Yesterday was the opening day of the 2019 baseball season. Our local home team is the Cincinnati Reds, the oldest professional baseball team in the country. They celebrate their sesquicentennial this year – 150 years of operation. This city loves baseball, their Reds, and, especially, the opening day festivities: a parade, music, food, and appearances of Reds Hall of Famers. The fans, as always, expect to have a winning season.
Checking the Reds team roster, I realized there were many new names. Doing some quick math, I calculated the average age of the 40-man roster was 28.6 years, not especially young or especially old. If I were to guess at the average years of major league experience they have, I’d say it’s between four to five years. I’m sure everyone of those players is as fired up about the season starting as the fans are. And everyone of them expects to have a winning season.
I’m not a ball player, but I suspect that most professional ball players begin with the end in mind. They want to win. They want to go to the playoffs, win the league pennant, and ultimately win the World Series.
But, I wonder how many of them started their season yesterday with their goal of making it into the Hall of Fame? And, if so, have they considered what they need to do to get there?
Hall of Famers are considered the best of the best. That doesn’t mean they didn’t strike out often, make fielding errors, hit only a few home runs, or have less than stellar RBI averages. Many, in fact, had some poor seasons and were on teams that never won a World Series. You might wonder, then, how did they ever make it to the Hall of Fame?
I believe there are three reasons. First, they had a love for the game. It was their passion.
Second, their on-field performance was better than that of most other players of their time. Generally, they had higher batting averages, made fewer errors, lower ERAs (for pitchers), and were generally all-around better ball players. They were consistent. They made good plays when it counted. And, game after game, they strung together above average performances.
And, lastly, I believe they were good teammates. They were role models for the younger players. They had a good work ethic, cared about, and encouraged their fellow players.
This morning at our Friday morning Communion service I was thinking more about baseball than I was about receiving the Holy Eucharist. I know, shame on me. But, our deacon, possibly the Reds’ largest fan, and who I know went to the opening day game, was presiding and he made me think about baseball. It’s his fault.
I wondered how many Catholics have the end in mind? How many start the day off with the idea of becoming a saint, our own faith’s “Hall of Fame”? Just like an up-from-the-minors pitcher, does a new Catholic believe he or she can become a saint? Do they know how?

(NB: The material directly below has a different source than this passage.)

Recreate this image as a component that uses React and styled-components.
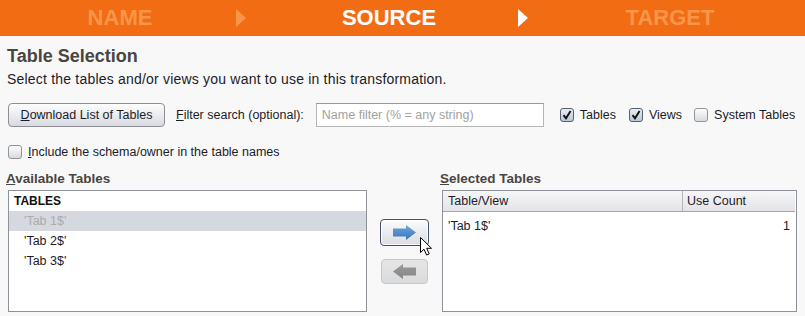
import React from "react";
import styled, { createGlobalStyle } from "styled-components";

const GlobalStyle = createGlobalStyle`
  html, body {
    margin: 0;
    padding: 0;
    background: #f8f8f8;
    font-family: "Liberation Sans", Arial, sans-serif;
    font-size: 12.5px;
    color: #1c1c28;
  }
`;

const Header = styled.header`
  display: flex;
  align-items: center;
  height: 36px;
  padding-left: 65px;
  background: #f26c13;
`;

const Step = styled.div`
  width: 110px;
  text-align: center;
  font-size: 22px;
  font-weight: bold;
  line-height: 36px;
  color: ${props => (props.$active ? "#ffffff" : "#f9954b")};
`;

const StepArrow = styled.span`
  width: 0;
  height: 0;
  margin-left: ${props => props.$gap}px;
  border-left: 10px solid ${props => (props.$active ? "#ffffff" : "#f9954b")};
  border-top: 9px solid transparent;
  border-bottom: 9px solid transparent;
`;

const Content = styled.main`
  padding: 9px 8px 0 7px;
`;

const Title = styled.h1`
  margin: 0;
  font-size: 18px;
  line-height: 22px;
  font-weight: bold;
  color: #4a463f;
`;

const Description = styled.p`
  margin: 4px 0 0;
  font-size: 14px;
  letter-spacing: 0.2px;
  line-height: 16px;
`;

const ControlRow = styled.div`
  display: flex;
  align-items: center;
  height: 26px;
  margin-top: 15px;
`;

const Button = styled.button`
  flex-shrink: 0;
  width: 157px;
  height: 24px;
  margin-left: 1px;
  padding: 0;
  border: 1px solid #8d8f94;
  border-radius: 4px;
  background: linear-gradient(#fefefe, #e9eaee 55%, #d8dadf);
  font-family: inherit;
  font-size: 12.5px;
  white-space: nowrap;
  color: #1c1c28;
`;

const Mnemonic = styled.span`
  text-decoration: underline;
`;

const FieldLabel = styled.span`
  flex-shrink: 0;
  margin-left: ${props => props.$gap || 0}px;
  white-space: nowrap;
`;

const FilterInput = styled.input`
  flex-shrink: 0;
  box-sizing: border-box;
  width: 228px;
  height: 24px;
  margin-left: 12px;
  padding: 0 5px;
  border: 1px solid #b6b6b6;
  border-top-color: #999;
  background: #fff;
  font-family: inherit;
  font-size: 12.5px;

  &::placeholder {
    color: #a2a2a2;
  }
`;

const CheckOption = styled.label`
  flex-shrink: 0;
  display: flex;
  align-items: center;
  gap: 6px;
  margin-left: ${props => props.$gap || 0}px;
  white-space: nowrap;
`;

const Box = styled.span`
  box-sizing: border-box;
  display: flex;
  align-items: center;
  justify-content: center;
  width: 14px;
  height: 14px;
  border: 1px solid ${props => (props.$checked ? "#56606d" : "#8f959c")};
  border-radius: 3px;
  background: ${props =>
    props.$checked
      ? "linear-gradient(#e9eef4, #b9c7d6)"
      : "linear-gradient(#fdfdfd, #d9dadc)"};
`;

const IncludeRow = styled.div`
  display: flex;
  height: 16px;
  margin-top: 16px;
  margin-left: 1px;
`;

const Lists = styled.section`
  display: grid;
  grid-template-columns: 359px 75px 355px;
  grid-template-rows: 16px 122px;
  row-gap: 3px;
  margin-top: 11px;
  margin-left: 1px;
`;

const SectionLabel = styled.div`
  margin-left: -2px;
  font-size: 13.5px;
  line-height: 16px;
  font-weight: bold;
  color: #4a463f;
`;

const Panel = styled.div`
  box-sizing: border-box;
  border: 1px solid #8e939a;
  background: #fff;
  overflow: hidden;
`;

const ListHeader = styled.div`
  height: 20px;
  padding-left: 5px;
  font-size: 12px;
  font-weight: bold;
  line-height: 20px;
  color: #111;
`;

const ListItem = styled.div`
  height: 20px;
  padding-left: 15px;
  line-height: 20px;
  background: ${props => (props.$selected ? "#d5d8df" : "transparent")};
  color: ${props => (props.$selected ? "#ababab" : "#1c1c28")};
`;

const Transfer = styled.div`
  grid-row: 2;
  grid-column: 2;
  display: flex;
  flex-direction: column;
  align-items: center;
  gap: 13px;
  padding-top: 29px;
`;

const MoveButton = styled.div`
  position: relative;
  box-sizing: border-box;
  display: flex;
  align-items: center;
  justify-content: center;
  width: ${props => (props.$focused ? 49 : 47)}px;
  height: ${props => (props.$focused ? 27 : 25)}px;
  border: 1px solid ${props => (props.$focused ? "#3f5068" : "#c6c7c9")};
  border-radius: 4px;
  background: ${props =>
    props.$focused
      ? "linear-gradient(#fcfcfc, #e6e8eb 60%, #dadde1)"
      : "linear-gradient(#e6e6e7, #d9dadb)"};
  box-shadow: ${props => (props.$focused ? "inset 0 0 0 1px #ffffff" : "none")};
`;

const Cursor = styled.svg`
  position: absolute;
  left: 39px;
  top: 17px;
`;

const TableHead = styled.div`
  display: grid;
  grid-template-columns: 239px 1fr;
  height: 20px;
  margin-right: 1px;
  border-bottom: 1px solid #a4a6aa;
  background: linear-gradient(#f6f6f8, #e3e4e8);
  line-height: 20px;
`;

const HeadCell = styled.div`
  padding-left: ${props => (props.$divider ? 4 : 5)}px;
  border-left: ${props => (props.$divider ? "1px solid #b3b5b9" : "none")};
`;

const TableRow = styled.div`
  display: grid;
  grid-template-columns: 239px 1fr;
  height: 20px;
  margin-top: 4px;
  line-height: 20px;
`;

const Cell = styled.div`
  padding: 0 6px 0 5px;
  text-align: ${props => (props.$numeric ? "right" : "left")};
`;

function CheckBox({ checked }) {
  return (
    <Box $checked={checked}>
      {checked && (
        <svg width="10" height="10" viewBox="0 0 10 10">
          <path d="M1.5 5.2 L4 8.3 L8.6 1" fill="none" stroke="#111" strokeWidth="1.9" />
        </svg>
      )}
    </Box>
  );
}

function BlockArrow({ direction, color, dark }) {
  const id = `grad-${direction}`;
  return (
    <svg width="23" height="15" viewBox="0 0 23 15">
      <defs>
        <linearGradient id={id} x1="0" y1="0" x2="0" y2="1">
          <stop offset="0" stopColor={color} />
          <stop offset="1" stopColor={dark} />
        </linearGradient>
      </defs>
      <path
        d={
          direction === "right"
            ? "M0 3.5 H13 V0 L23 7.5 L13 15 V11.5 H0 Z"
            : "M23 3.5 H10 V0 L0 7.5 L10 15 V11.5 H23 Z"
        }
        fill={`url(#${id})`}
      />
    </svg>
  );
}

export default function App() {
  return (
    <>
      <GlobalStyle />
      <Header>
        <Step>NAME</Step>
        <StepArrow $gap={61} />
        <Step $active style={{ marginLeft: 88 }}>SOURCE</Step>
        <StepArrow $gap={74} $active />
        <Step style={{ marginLeft: 87 }}>TARGET</Step>
      </Header>

      <Content>
        <Title>Table Selection</Title>
        <Description>
          Select the tables and/or views you want to use in this transformation.
        </Description>

        <ControlRow>
          <Button type="button">
            <Mnemonic>D</Mnemonic>ownload List of Tables
          </Button>
          <FieldLabel $gap={11}>
            <Mnemonic>F</Mnemonic>ilter search (optional):
          </FieldLabel>
          <FilterInput placeholder="Name filter (% = any string)" />
          <CheckOption $gap={16}>
            <CheckBox checked />
            Tables
          </CheckOption>
          <CheckOption $gap={13}>
            <CheckBox checked />
            Views
          </CheckOption>
          <CheckOption $gap={12}>
            <CheckBox />
            System Tables
          </CheckOption>
        </ControlRow>

        <IncludeRow>
          <CheckOption>
            <CheckBox />
            <span>
              <Mnemonic>I</Mnemonic>nclude the schema/owner in the table names
            </span>
          </CheckOption>
        </IncludeRow>

        <Lists>
          <SectionLabel>
            <Mnemonic>A</Mnemonic>vailable Tables
          </SectionLabel>
          <div />
          <SectionLabel>
            <Mnemonic>S</Mnemonic>elected Tables
          </SectionLabel>

          <Panel>
            <ListHeader>TABLES</ListHeader>
            <ListItem $selected>'Tab 1$'</ListItem>
            <ListItem>'Tab 2$'</ListItem>
            <ListItem>'Tab 3$'</ListItem>
          </Panel>

          <Transfer>
            <MoveButton $focused>
              <BlockArrow direction="right" color="#6aa6e0" dark="#3a74b6" />
              <Cursor width="13" height="19" viewBox="0 0 13 19">
                <path
                  d="M0.5 0.5 L0.5 15.5 L4 12.2 L6.6 18 L9.2 16.9 L6.7 11.3 L11.5 11.3 Z"
                  fill="#fff"
                  stroke="#000"
                  strokeWidth="1"
                  strokeLinejoin="round"
                />
              </Cursor>
            </MoveButton>
            <MoveButton>
              <BlockArrow direction="left" color="#9a9a9a" dark="#858585" />
            </MoveButton>
          </Transfer>

          <Panel>
            <TableHead>
              <HeadCell>Table/View</HeadCell>
              <HeadCell $divider>Use Count</HeadCell>
            </TableHead>
            <TableRow>
              <Cell>'Tab 1$'</Cell>
              <Cell $numeric>1</Cell>
            </TableRow>
          </Panel>
        </Lists>
      </Content>
    </>
  );
}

I believe there are three ways to get to sainthood. Can you guess what they are? First, we have to “love the Lord, your God with all your heart, with all your being, with all your strength and with all your mind” (Lk 10:27). And, we have to love and respect the teachings of the Church. We need to be that rookie shortstop who jumps up and down with enthusiasm.
Second, we have to be high-performers day-in and day-out. We have to have a consistent prayer life that is focused on not just talking to God, but listening to Him as well – we have to practice, study the game, and be coachable. We need to live lives of virtue, have the courage to do what is right and just and in the right measure – we need to hustle and make the right plays at the right time for the right reasons. And, we need to be merciful and charitable to those less fortunate – lovingly and unselfishly lay down sacrifice bunts when they are needed.

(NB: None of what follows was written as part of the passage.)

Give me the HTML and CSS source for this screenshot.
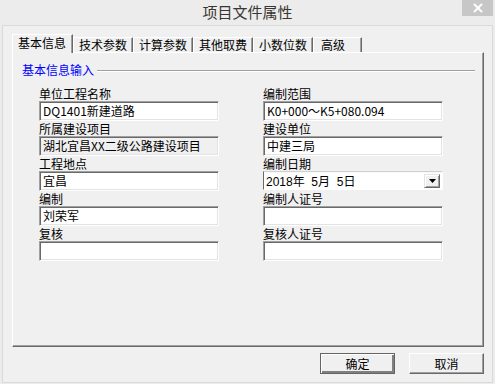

And, lastly, we need to “love your neighbor as yourself” (Lk 10:27). We need to help our brothers and sisters grow stronger in their relationships with Christ. We need to support, challenge, encourage, and teach them – we need to be the veteran players to whom the younger, less experienced players can look for guidance.
Each and every one of us can become a saint. We can make it into our Christian “Hall of Fame”. But, we have to look beyond today’s game, this year’s season, and that possible World Series. With that end in the back of our minds, we should strive to live holy lives by making each play in every game every day with the best of our ability; make as few errors (sins) as possible; and live our faith enthusiastically in life’s game rather than the lukewarm contentedness of sitting on the bench.

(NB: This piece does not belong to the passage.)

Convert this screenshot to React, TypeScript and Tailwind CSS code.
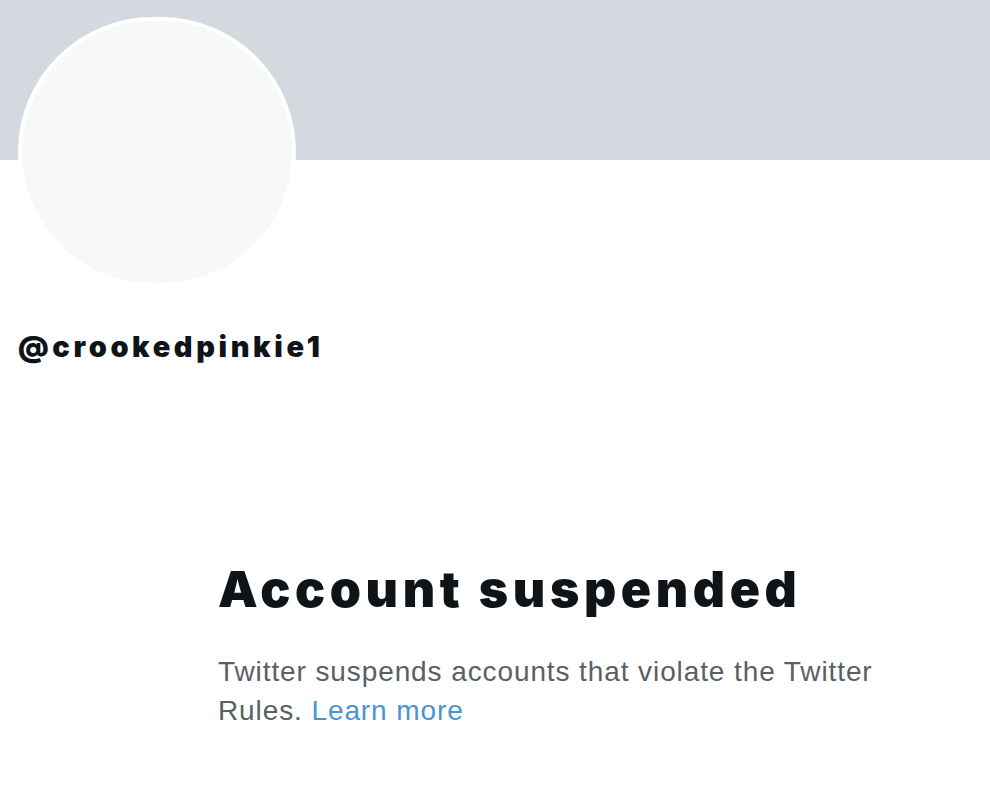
export default function App() {
    return (
        <div className="min-h-screen bg-white">
            {/* Banner */}
            <div className="h-[160px] bg-[#d4d9e0]" />

            {/* Avatar */}
            <div className="-mt-[143px] ml-[18px] h-[270px] w-[278px] rounded-full border-[4px] border-white bg-[#f7f9f9]" />

            {/* Handle */}
            <div className="mt-[44px] ml-[18px] font-['Inter',sans-serif] text-[29px] leading-[32px] font-black tracking-[3.6px] text-[#0f1419]">
                @crookedpinkie1
            </div>

            {/* Suspended notice */}
            <div className="mt-[196px] ml-[218px] w-[680px]">
                <h1 className="font-['Inter',sans-serif] text-[50px] leading-[60px] font-black tracking-[4.6px] text-[#0f1419]">
                    Account suspended
                </h1>
                <p className="mt-[33px] font-['Liberation_Sans',sans-serif] text-[28px] leading-[39px] tracking-[0.9px] text-[#595f66]">
                    Twitter suspends accounts that violate the Twitter Rules.{' '}
                    <a href="#" className="text-[#4a95cf]">
                        Learn more
                    </a>
                </p>
            </div>
        </div>
    );
}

In life, each day is an opportunity for renewal. Each day is Opening Day. Let’s start today with the intention of making it into the “Hall of Fame”. God bless you all!
“Lord Jesus, I pray that someday I may join You in our Hall of Fame. Until then, I beg You to coach me and give me the grace to read Your signs so that I may make the offensive plays You desire. I pray, too, that the training You have given me will allow me to play the field with sufficient and errorless defense, preventing the Opponent from scoring against me. Amen.”